Our readership is mostly comprised of study travel agents that are sending students to study English (and other languages) around the world. Are there any IATEFL activities that might be useful for an agent?

The membership of IATEFL comprises 33 per cent teachers, 20 per cent academics and 19 per cent teacher trainers as well as writers, publishers, school managers and owners. The exhibition at the IATEFL Annual Conference is an excellent place to advertise programmes as it brings together these educators and ELT managers from around the world. It is also possible to place advertisements in the IATEFL newsletter, Voices, or any of the 15 SIG newsletters.. In addition, IATEFL runs a Jobs Market both online and at the annual conference. 

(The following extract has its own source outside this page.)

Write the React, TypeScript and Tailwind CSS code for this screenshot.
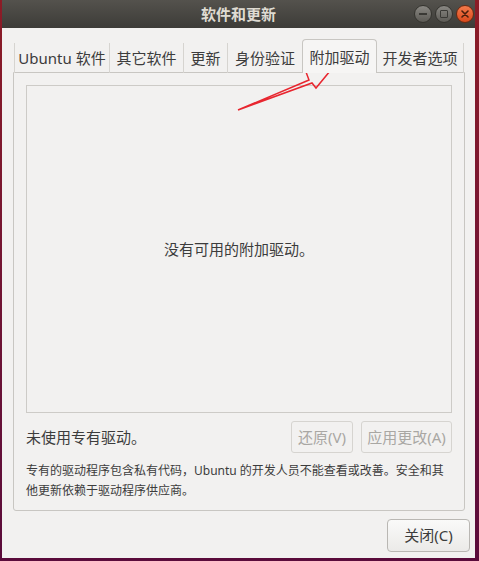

In order to keep up with trends in ELT, readers of the magazine are more than welcome to participate in the free IATEFL or IATEFL SIG webinars or the upcoming web conference in October 2015.  Information about the webinars can be found on the IATEFL website. Information and the programme for the web conference will be available on the IATEFL website closer to the date.

I gather that the association is celebrating 50 years in 2016? Do you have any special activities planned? I heard there will be an enhanced scholarship project?  

We are working on an enhanced scholarship programme and so far a number of new scholarships have been agreed and several long-standing scholarships have increased their awards. In addition, the previous president Carol Read, commissioned a ‘History of IATEFL’ to commemorate the 50th Anniversary which has been kindly supported by the British Council, Cambridge University Press, Oxford University Press and IATEFL and will be sent to all members.

The Conference Committee is busy collecting ideas and looking into ways to make this a truly special event. More information will be made available in the coming months at. It is a very exciting time for IATEFL and plans are afoot to make this conference one to remember!